A la suite des révélations d'Egaé, la Conférence des évêques de France a exprimé sa "douleur" et sa "honte". Dans un message sur X, l'Eglise catholique de France brise son voeu de silence : "L’abbé Pierre a eu, dans notre pays et dans le monde, un impact remarquable... Mais sa position ne saurait dispenser du travail de vérité nécessaire, que vient de réaliser Emmaüs avec clarté et courage, en se mettant à l'écoute des personnes plaignantes et en menant cette enquête dont le rapport vient d’être publié". Et l'Eglise catholique de redire sa "détermination à se mobiliser pour faire de l’Église une maison sûre".
Deux ans avant sa mort, l'abbé Pierre avait évoqué des expériences sexuelles dans son livre Mon Dieu... pourquoi ? "Consacrer sa vie à Dieu n'enlève rien à la force du désir et il m'est arrivé d'y céder de manière passagère", y confessait-il. "Mais je n'ai jamais eu de liaison régulière, car je n'ai pas laissé le désir sexuel prendre racine. Cela m'aurait conduit à vivre une relation durable avec une femme, ce qui était contraire à mon choix de vie".

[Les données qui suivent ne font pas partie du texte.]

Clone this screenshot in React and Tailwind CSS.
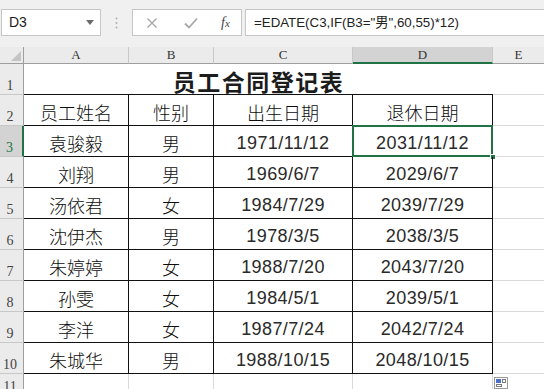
import React from 'react';

const rows = [
  ['袁骏毅', '男', '1971/11/12', '2031/11/12'],
  ['刘翔', '男', '1969/6/7', '2029/6/7'],
  ['汤依君', '女', '1984/7/29', '2039/7/29'],
  ['沈伊杰', '男', '1978/3/5', '2038/3/5'],
  ['朱婷婷', '女', '1988/7/20', '2043/7/20'],
  ['孙雯', '女', '1984/5/1', '2039/5/1'],
  ['李洋', '女', '1987/7/24', '2042/7/24'],
  ['朱城华', '男', '1988/10/15', '2048/10/15'],
];

const cn = { fontFamily: '"Noto Sans CJK SC", sans-serif' };
const num = { fontFamily: '"Liberation Sans", "Noto Sans CJK SC", sans-serif' };
const serif = { fontFamily: '"Liberation Serif", serif' };

function RowNum({ n, active, top }) {
  return (
    <div
      className={`h-full flex ${top ? 'items-start pt-[6px]' : 'items-end pb-[1px]'} justify-center pr-[3px] text-[14px] leading-none ${active ? 'bg-[#d3d3d3] text-[#217346] border-r-2 border-r-[#217346]' : 'bg-[#ebebeb] text-[#444] border-r border-r-[#9e9e9e]'} border-b border-b-[#c8c8c8]`}
      style={serif}
    >
      {n}
    </div>
  );
}

export default function App() {
  return (
    <div className="w-[544px] h-[389px] overflow-hidden bg-white text-[#1c1c1c]">
      {/* formula bar */}
      <div className="h-[47px] bg-[#f0f0f0] flex items-start pt-[9px] pl-[1px]">
        <div className="w-[100px] h-[27px] bg-white border border-[#c6c6c6] flex items-center justify-between pl-[7px] pr-[6px]">
          <span className="text-[14px]" style={num}>D3</span>
          <svg width="8" height="5" viewBox="0 0 8 5"><path d="M0 0h8L4 5z" fill="#6a6a6a" /></svg>
        </div>
        <div className="w-[31px] flex justify-center pt-[8px]">
          <svg width="3" height="12" viewBox="0 0 3 12">
            <circle cx="1.5" cy="1.5" r="1" fill="#b0b0b0" />
            <circle cx="1.5" cy="6" r="1" fill="#b0b0b0" />
            <circle cx="1.5" cy="10.5" r="1" fill="#b0b0b0" />
          </svg>
        </div>
        <div className="w-[110px] h-[27px] bg-white border border-[#c6c6c6] flex items-center">
          <svg className="ml-[13px]" width="12" height="12" viewBox="0 0 12 12"><path d="M1.5 1.5l9 9M10.5 1.5l-9 9" stroke="#a8a8a8" strokeWidth="1.4" /></svg>
          <svg className="ml-[26px]" width="14" height="12" viewBox="0 0 14 12"><path d="M1 6.5l4 4L13 1.5" stroke="#a8a8a8" strokeWidth="1.8" fill="none" /></svg>
          <span className="ml-[23px] text-[14px] italic text-[#444]" style={serif}>f<span className="text-[11px]">x</span></span>
        </div>
        <div className="ml-[3px] flex-1 h-[27px] bg-white border border-[#c6c6c6] border-r-0 flex items-center pl-[8px]">
          <span className="text-[13.3px] text-[#222]" style={num}>=EDATE(C3,IF(B3="男",60,55)*12)</span>
        </div>
      </div>

      {/* sheet */}
      <div className="grid grid-cols-[24px_105px_85px_139px_140px_1fr] grid-rows-[17px_31px_31px_31px_31px_31px_31px_31px_31px_31px_31px_31px]">
        {/* column headers */}
        <div className="bg-[#ebebeb] border-r border-b border-[#9e9e9e] flex items-end justify-end p-[2px]">
          <svg width="10" height="10" viewBox="0 0 10 10"><path d="M10 0v10H0z" fill="#c4c4c4" /></svg>
        </div>
        {['A', 'B', 'C'].map((c) => (
          <div key={c} className="bg-[#ebebeb] border-r border-r-[#c8c8c8] border-b border-b-[#9e9e9e] flex items-center justify-center text-[13px] text-[#333]" style={serif}>{c}</div>
        ))}
        <div className="bg-[#d3d3d3] border-r border-r-[#c8c8c8] border-b-2 border-b-[#217346] flex items-center justify-center text-[13px] text-[#333]" style={serif}>D</div>
        <div className="bg-[#ebebeb] border-b border-b-[#9e9e9e] flex items-center justify-center text-[13px] text-[#333]" style={serif}>E</div>

        {/* row 1 title */}
        <RowNum n="1" />
        <div className="col-span-4 border-b border-b-[#111] flex items-end justify-center pb-[1px] text-[23px] font-bold leading-none tracking-[1.5px]" style={cn}>
          员工合同登记表
        </div>
        <div className="border-b border-[#d9d9d9]" />

        {/* row 2 header */}
        <RowNum n="2" />
        {['员工姓名', '性别', '出生日期', '退休日期'].map((h) => (
          <div key={h} className="border-r border-b border-[#111] flex items-center justify-center pt-[4px] text-[18px] font-light text-[#0d0d0d] leading-none" style={cn}>{h}</div>
        ))}
        <div className="border-b border-[#d9d9d9]" />

        {rows.map((r, i) => (
          <React.Fragment key={i}>
            <RowNum n={i + 3} active={i === 0} />
            <div className="border-r border-b border-[#111] flex items-center justify-center pt-[4px] text-[18px] font-light text-[#0d0d0d] leading-none" style={cn}>{r[0]}</div>
            <div className="border-r border-b border-[#111] flex items-center justify-center pt-[4px] text-[18px] font-light text-[#0d0d0d] leading-none" style={cn}>{r[1]}</div>
            <div className="border-r border-b border-[#111] flex items-center justify-center pt-[3px] text-[18px] text-[#2a2a2a] leading-none tracking-[0.4px]" style={num}>{r[2]}</div>
            <div className="relative border-r border-b border-[#111] flex items-center justify-center pt-[3px] text-[18px] text-[#2a2a2a] leading-none tracking-[0.4px]" style={num}>
              {r[3]}
              {i === 0 && (
                <>
                  <div className="absolute left-[-1px] top-[-1px] right-[-1px] bottom-[-1px] border-2 border-[#217346]" />
                  <div className="absolute right-[-4px] bottom-[-4px] w-[6px] h-[6px] bg-[#217346] border border-white" />
                </>
              )}
            </div>
            <div className="border-b border-[#d9d9d9]" />
          </React.Fragment>
        ))}

        {/* row 11 */}
        <RowNum n="11" top />
        <div className="border-r border-[#d9d9d9]" />
        <div className="border-r border-[#d9d9d9]" />
        <div className="border-r border-[#d9d9d9]" />
        <div className="relative border-r border-[#d9d9d9]">
          <div className="absolute right-[-16px] top-[3px] w-[14px] h-[12px] border border-[#9a9a9a] bg-white flex flex-col p-[1px] gap-[1px]">
            <div className="flex gap-[1px] h-[4px]"><div className="w-[6px] bg-[#4f6fc7]" /><div className="w-[4px] border border-[#7a7a7a]" /></div>
            <div className="flex gap-[1px] h-[4px]"><div className="w-[6px] border border-[#7a7a7a]" /></div>
          </div>
        </div>
        <div />
      </div>
    </div>
  );
}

Au soir de sa vie, le prêtre chiffonnier évoquait la mort comme "une impatience" : "La mort, c'est la sortie de l'ombre. J'en ai envie. Toute ma vie, j'ai souhaité mourir". Un aveu qui acquiert une autre dimension à la lumière des récents témoignages, et qui révèle aussi la souffrance que peut imposer le célibat à certains ecclésiastiques – et qui rejaillit sur leurs victimes.
Reste que, en 2024, ce sont désormais elles que l'on croit, les victimes, quelle que doit la grandeur du mythe qu'elles peuvent écorner.